ETS revision and the good news for rail explained in 6 steps
Following negotiations on 28 June, European Union Environment Ministers have agreed on a general approach for the reform of the EU Emissions Trading System (ETS). Now that both the Council and the European Parliament have their positions in place, negotiations can commence on a final agreement to deliver the goals of the Fit for 55 legislative package. This is good news for the rail industry.
The Community of European Railway and Infrastructure Companies (CER) has high hopes that this final agreement will include carbon pricing for all transport modes, which will in turn lead to a more level playing field. Moreover, intelligent use of ETS revenues could mean more investments in rail infrastructure, something that is likely to be agreed upon as well. In this article, we explain in six steps what this means for rail.
What is ETS?
The EU Emissions Trading System (ETS) is a policy tool dating from 2005 and is currently being revised, as part of the Fit for 55 package. The ETS sets a cap on the permitted greenhouse gasses that installations can release, while at the same time granting permits to companies for purchasing, or trading carbon units.
These permits are reduced over time as an incentive for companies to switch to greener energy sources. This partly explains why energy prices increase. There is a higher demand for something that is less available. However, the sudden economic recovery in spring this year, followed by the gas export restrictions from Russia resulted in an even higher, unanticipated demand, and thus an ever higher price increase.
Why does it need to be revised?
The principle of ETS sounds like a good idea, if only it were applied to all transport modes. This is what is likely to change now. Part of the ETS revision is that it is expanded to road transport, maritime and aviation, all more polluting transport modes than rail. A separate new emissions trading system for fuel distribution for commercial road transport shall be established on 1 January 2025, is the proposal.

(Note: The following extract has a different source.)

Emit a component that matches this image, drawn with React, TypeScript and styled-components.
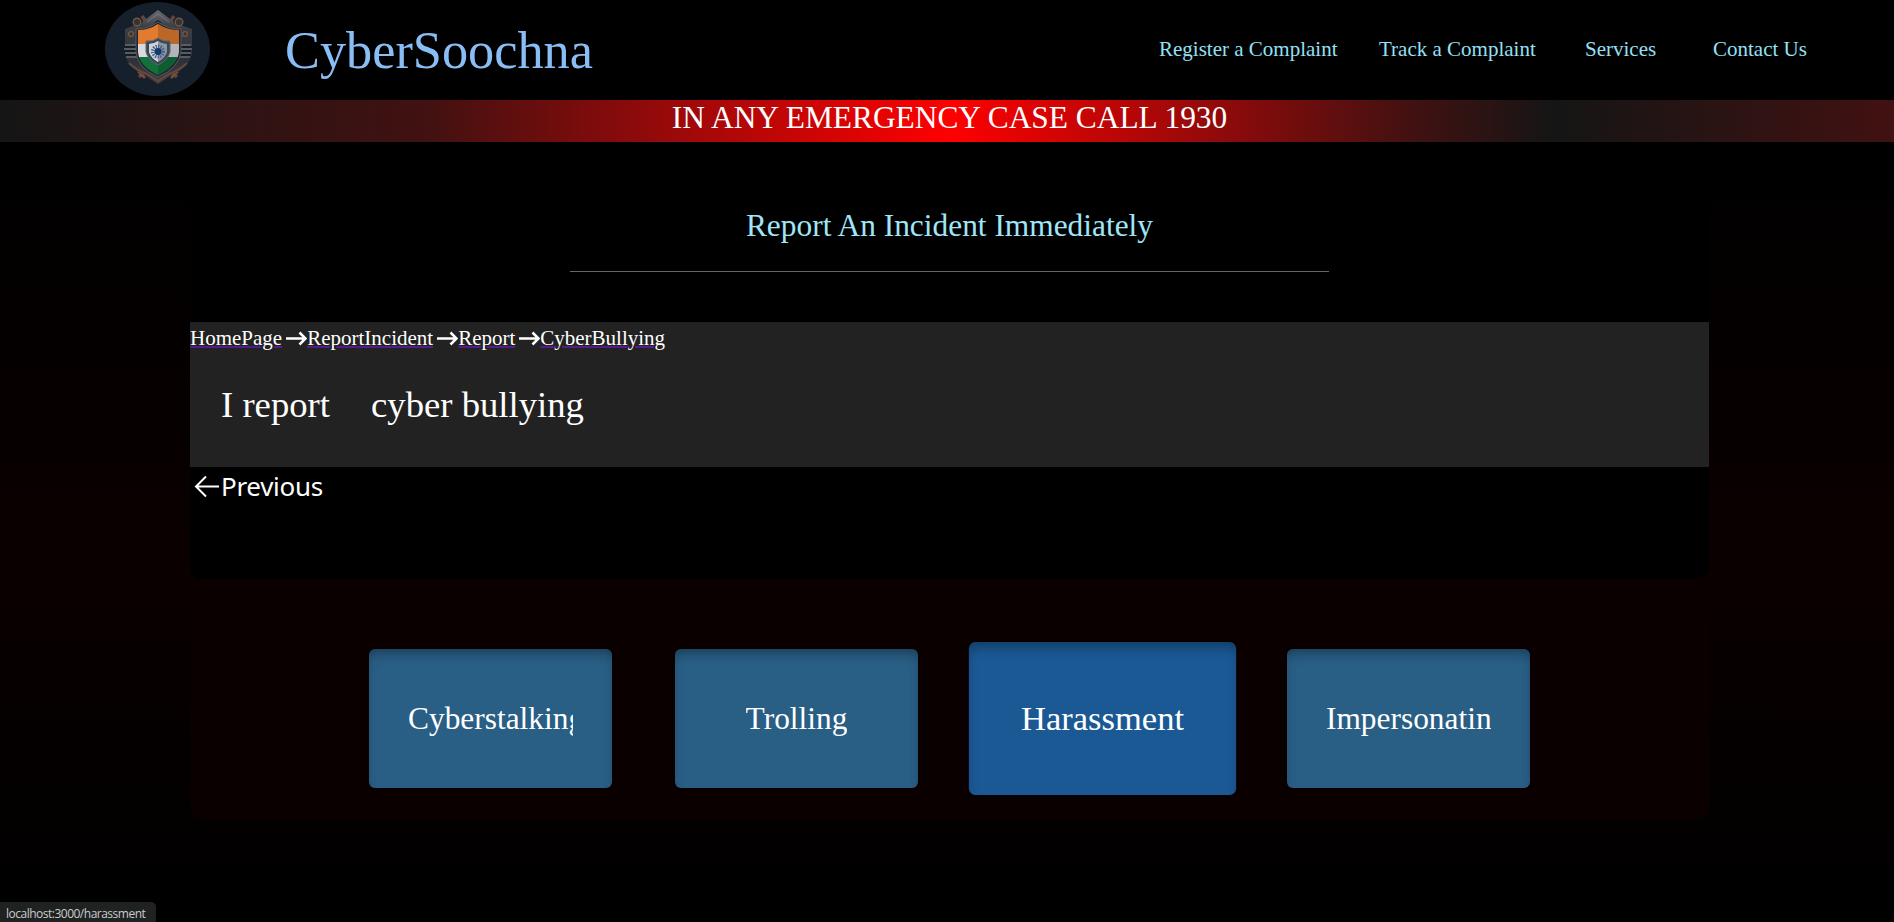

In practice, this means that rail companies will have a level playing field with road haulage because external costs for CO2 emissions will be balanced. Rail already covered most of its external costs, partly by paying for ETS allowances. Customers of road transport and aviation do not pay for the full amount of carbon emitted.
What is in it for rail?
Apart from the level playing field, there is another reason for joy in the rail freight industry. As a result of the revision, the revenues from carbon pricing will be higher, which means there will be more funds to support more environmentally friendly transport modes.
The CER has long argued for these funds to be used for the railway infrastructure in Europe, and it now seems to find consensus on this. The European Parliament proposed that 10 per cent of ETS revenues should be used for sustainable transport including rail. This is less than the 25 per cent proposed by the CER but yet considered a good step forward by the association. Funds could be used for the completion of the TEN-T core network, bridging missing links and removing bottlenecks as well as optimising the use of digital infrastructure, it earlier stated.
How much are we talking?
In terms of revenue, what do ETS allowances deliver? In 2019, Member States generated 14 billion euros from auctioning ETS allowances. ETS expansion to road transport could bring in 50 billion euros a year at the current prices. Until now, less than 5 per cent of the revenue generated by ETS and fuel excise duties are allocated for sustainable transport modes.
Moreover, a Social Climate Fund has been proposed to support vulnerable households, micro-enterprises and transport users. Measures to encourage a shift to public forms of transport and improve multimodality will help build an energy-efficient zero-emission mobility that is affordable.
What more does rail want?
Is this the final dealbreaker for the railway industry? if it is up to the CER not. As explained, a side effect of the ETS pricing is higher energy prices. This weighs heavily on the rail sector too. As a major consumer of electricity, rail pays around 500 million euros per year into the EU Emissions Trading System. This will only increase over the years.
In the opinion of the CER, there are certain sectors that require more, and also certain that require less support in the energy transition. Although it fully supports the ETS reform, it also points out that “lowering taxes and charges for electric traction would help rail to ensure that exactly those transport modes which are dependent on electricity (and which are the most environmentally friendly) are not disadvantaged.”
With this, it is pointing towards the Commission’s proposal to align taxation of energy products, which will trigger relatively higher minimum levels of tax rates for carbon-intensive transport fuels. “Electric mobility such as rail should no longer be penalised. This requires a carbon price for all transport modes.”
Towards this end, the Parliament wants to introduce a bonus-malus-system to incentivise best-performers and innovation and reward the most efficient installations in a sector with additional free allowances. “We now look forward to a smooth start to negotiations between the European Parliament and the Council. We need a new ETS soon, and we will insist on a smart combination of both positions into one text”, CEO of the CER Alberto Mazzola concluded.
CER suggests that at least 25 per cent of the expected revenues from the new ETS should be allocated to further develop the railway system, such as the completion of the TEN-T core network for rail, bridging missing links and removing bottlenecks on the railway infrastructure network in Europe as well as optimising the use of digital infrastructure.